Copy out every line in which the string "this" occurs.

- _COLLECTED MATERIAL_:

· · · ·

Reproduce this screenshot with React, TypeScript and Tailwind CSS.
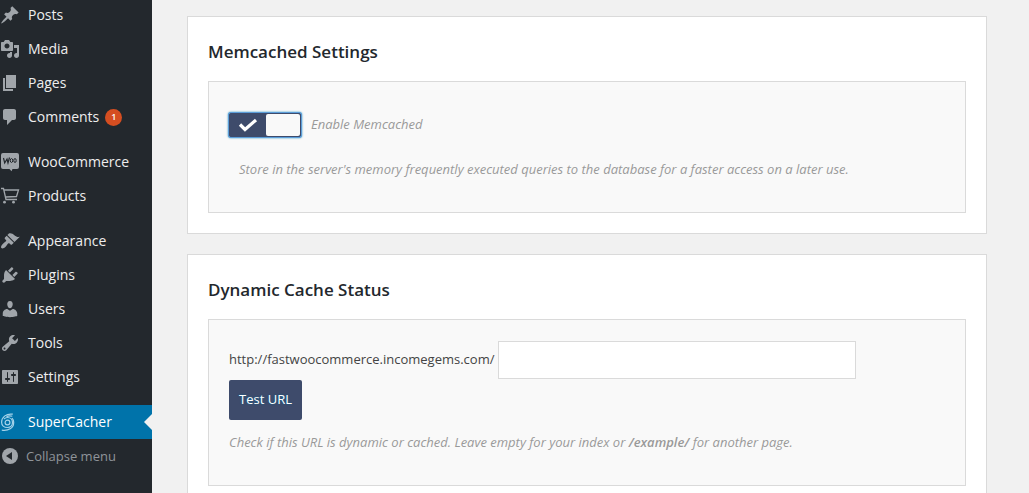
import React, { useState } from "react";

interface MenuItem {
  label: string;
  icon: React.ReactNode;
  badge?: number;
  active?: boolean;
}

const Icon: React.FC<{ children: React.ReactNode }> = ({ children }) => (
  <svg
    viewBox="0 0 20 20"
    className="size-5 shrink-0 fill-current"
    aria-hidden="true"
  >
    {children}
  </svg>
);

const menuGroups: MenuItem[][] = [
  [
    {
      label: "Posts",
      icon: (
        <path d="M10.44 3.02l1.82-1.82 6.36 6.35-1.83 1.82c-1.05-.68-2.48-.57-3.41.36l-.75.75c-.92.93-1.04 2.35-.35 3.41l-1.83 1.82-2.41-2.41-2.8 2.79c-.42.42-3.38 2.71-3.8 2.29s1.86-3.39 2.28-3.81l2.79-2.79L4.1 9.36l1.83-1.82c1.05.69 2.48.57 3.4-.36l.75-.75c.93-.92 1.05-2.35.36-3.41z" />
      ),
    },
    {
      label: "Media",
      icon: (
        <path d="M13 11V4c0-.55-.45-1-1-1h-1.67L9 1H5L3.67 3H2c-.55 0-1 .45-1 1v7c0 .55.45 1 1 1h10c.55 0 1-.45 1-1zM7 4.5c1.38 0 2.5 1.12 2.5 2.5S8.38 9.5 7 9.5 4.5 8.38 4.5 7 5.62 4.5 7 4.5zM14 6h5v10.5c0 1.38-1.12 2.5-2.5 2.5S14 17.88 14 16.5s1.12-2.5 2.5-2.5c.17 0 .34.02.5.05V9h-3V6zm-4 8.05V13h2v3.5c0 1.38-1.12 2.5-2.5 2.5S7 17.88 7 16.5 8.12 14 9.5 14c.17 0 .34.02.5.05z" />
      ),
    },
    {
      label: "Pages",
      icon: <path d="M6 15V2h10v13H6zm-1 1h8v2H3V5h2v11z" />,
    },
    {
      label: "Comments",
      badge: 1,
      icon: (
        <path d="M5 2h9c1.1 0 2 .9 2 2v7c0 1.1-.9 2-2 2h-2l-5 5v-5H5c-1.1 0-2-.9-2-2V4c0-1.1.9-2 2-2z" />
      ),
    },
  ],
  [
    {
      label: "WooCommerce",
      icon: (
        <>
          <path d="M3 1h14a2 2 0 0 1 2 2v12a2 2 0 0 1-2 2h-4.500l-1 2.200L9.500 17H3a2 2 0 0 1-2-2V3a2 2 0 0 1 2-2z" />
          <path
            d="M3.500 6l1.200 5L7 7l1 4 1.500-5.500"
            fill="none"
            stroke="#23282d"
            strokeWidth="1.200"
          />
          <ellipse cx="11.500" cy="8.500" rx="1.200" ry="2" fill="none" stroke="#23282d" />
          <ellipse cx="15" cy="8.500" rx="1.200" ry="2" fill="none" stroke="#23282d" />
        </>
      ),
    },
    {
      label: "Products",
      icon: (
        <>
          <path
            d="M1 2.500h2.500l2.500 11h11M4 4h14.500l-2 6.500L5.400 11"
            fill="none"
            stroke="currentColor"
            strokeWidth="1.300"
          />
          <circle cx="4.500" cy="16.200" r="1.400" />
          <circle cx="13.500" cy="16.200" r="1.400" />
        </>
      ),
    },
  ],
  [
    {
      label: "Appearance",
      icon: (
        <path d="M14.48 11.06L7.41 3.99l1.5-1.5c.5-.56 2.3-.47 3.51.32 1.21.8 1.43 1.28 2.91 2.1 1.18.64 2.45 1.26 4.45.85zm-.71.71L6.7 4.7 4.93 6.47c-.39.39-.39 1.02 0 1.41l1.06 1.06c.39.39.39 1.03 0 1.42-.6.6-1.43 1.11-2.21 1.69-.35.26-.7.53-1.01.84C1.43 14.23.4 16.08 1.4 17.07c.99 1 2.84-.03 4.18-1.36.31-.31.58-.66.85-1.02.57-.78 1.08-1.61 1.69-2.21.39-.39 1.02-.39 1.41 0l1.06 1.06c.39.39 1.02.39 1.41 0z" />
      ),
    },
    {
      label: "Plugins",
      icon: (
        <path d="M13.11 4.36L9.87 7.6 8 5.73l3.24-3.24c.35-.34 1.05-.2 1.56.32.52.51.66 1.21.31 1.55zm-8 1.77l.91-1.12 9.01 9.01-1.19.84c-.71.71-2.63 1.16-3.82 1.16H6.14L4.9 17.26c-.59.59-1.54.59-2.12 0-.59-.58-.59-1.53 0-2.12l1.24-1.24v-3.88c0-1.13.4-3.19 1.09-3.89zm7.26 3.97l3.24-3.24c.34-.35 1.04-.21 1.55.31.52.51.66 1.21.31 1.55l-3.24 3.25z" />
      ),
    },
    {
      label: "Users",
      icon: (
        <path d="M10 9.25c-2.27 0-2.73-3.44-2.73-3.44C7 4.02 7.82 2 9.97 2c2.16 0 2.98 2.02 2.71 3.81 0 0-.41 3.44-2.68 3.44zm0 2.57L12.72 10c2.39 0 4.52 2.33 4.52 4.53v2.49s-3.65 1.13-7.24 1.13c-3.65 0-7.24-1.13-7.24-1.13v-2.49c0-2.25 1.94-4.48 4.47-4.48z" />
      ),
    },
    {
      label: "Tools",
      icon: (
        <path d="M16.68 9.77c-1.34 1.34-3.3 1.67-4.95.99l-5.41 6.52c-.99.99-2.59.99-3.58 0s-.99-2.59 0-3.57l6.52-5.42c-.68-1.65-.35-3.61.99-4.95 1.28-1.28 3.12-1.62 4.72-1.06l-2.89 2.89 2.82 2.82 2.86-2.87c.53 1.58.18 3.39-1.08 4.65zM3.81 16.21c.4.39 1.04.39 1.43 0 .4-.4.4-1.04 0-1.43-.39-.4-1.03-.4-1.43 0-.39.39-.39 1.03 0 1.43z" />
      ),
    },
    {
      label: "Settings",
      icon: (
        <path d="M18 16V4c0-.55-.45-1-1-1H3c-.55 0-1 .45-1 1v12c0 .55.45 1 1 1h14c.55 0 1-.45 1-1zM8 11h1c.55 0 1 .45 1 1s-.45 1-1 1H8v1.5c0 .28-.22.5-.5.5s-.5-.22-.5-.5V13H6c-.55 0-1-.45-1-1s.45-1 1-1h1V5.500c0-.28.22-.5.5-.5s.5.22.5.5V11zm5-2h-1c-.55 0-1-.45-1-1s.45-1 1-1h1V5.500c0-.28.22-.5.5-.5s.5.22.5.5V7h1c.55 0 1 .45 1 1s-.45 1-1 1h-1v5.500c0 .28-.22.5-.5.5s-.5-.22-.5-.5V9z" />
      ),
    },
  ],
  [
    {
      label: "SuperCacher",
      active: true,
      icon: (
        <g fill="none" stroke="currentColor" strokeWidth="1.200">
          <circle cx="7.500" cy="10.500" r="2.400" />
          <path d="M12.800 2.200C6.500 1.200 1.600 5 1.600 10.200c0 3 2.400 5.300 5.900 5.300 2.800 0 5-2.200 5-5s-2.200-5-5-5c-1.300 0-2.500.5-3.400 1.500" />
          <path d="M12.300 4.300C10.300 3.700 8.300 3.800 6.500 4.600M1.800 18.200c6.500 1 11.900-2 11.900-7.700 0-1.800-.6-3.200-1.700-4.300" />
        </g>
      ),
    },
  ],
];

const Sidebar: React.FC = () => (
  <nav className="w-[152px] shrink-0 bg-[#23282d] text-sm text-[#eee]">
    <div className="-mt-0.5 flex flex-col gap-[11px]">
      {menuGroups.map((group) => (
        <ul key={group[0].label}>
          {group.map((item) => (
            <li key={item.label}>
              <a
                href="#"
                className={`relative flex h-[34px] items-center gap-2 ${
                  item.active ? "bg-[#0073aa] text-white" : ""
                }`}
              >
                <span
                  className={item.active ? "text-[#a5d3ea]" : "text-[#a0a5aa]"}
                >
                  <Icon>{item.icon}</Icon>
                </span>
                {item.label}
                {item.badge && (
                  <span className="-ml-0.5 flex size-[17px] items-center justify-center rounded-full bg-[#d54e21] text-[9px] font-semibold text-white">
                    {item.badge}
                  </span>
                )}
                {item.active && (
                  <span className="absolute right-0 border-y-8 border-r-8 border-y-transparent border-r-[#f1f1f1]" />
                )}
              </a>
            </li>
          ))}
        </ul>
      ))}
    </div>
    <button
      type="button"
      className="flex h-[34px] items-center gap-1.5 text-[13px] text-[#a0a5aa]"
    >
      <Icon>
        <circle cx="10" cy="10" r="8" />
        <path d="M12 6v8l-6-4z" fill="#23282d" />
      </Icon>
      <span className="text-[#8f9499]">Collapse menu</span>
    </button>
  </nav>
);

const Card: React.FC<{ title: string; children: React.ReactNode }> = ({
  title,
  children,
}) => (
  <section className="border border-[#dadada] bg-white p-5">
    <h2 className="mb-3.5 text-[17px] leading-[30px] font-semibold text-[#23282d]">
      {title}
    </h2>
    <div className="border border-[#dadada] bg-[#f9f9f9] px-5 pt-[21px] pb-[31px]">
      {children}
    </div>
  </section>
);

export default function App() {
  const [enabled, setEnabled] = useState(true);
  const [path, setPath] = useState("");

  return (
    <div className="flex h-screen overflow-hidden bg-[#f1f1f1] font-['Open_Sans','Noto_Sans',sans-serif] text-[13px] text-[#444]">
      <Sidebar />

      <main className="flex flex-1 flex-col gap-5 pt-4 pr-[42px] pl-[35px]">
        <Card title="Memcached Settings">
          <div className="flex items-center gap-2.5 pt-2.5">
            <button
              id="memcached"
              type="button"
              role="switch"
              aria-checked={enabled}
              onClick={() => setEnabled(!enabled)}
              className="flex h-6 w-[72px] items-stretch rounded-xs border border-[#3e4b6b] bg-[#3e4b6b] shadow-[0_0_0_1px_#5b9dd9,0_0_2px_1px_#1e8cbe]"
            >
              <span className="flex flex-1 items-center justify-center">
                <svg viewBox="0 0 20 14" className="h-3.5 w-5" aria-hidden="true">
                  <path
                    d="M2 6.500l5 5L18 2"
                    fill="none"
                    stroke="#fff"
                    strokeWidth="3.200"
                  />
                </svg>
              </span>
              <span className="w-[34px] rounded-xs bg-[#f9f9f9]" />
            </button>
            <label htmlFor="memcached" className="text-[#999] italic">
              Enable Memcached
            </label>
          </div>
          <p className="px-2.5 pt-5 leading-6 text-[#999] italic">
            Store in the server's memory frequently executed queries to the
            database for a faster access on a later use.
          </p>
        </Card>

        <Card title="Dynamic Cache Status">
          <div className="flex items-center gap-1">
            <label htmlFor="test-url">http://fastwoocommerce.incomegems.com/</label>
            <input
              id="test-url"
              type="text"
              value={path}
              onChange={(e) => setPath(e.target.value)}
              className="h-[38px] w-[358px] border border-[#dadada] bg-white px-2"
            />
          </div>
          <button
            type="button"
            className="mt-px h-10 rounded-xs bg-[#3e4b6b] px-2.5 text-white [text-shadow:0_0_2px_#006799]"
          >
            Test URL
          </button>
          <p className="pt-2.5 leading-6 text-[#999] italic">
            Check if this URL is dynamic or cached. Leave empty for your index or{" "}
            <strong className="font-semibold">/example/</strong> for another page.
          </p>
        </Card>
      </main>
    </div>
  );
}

· · · ·

- _EXERCISE ANSWER_:
Reproduce this screenshot with React, TypeScript and Tailwind CSS.
            Check if this URL is dynamic or cached. Leave empty for your index or{" "}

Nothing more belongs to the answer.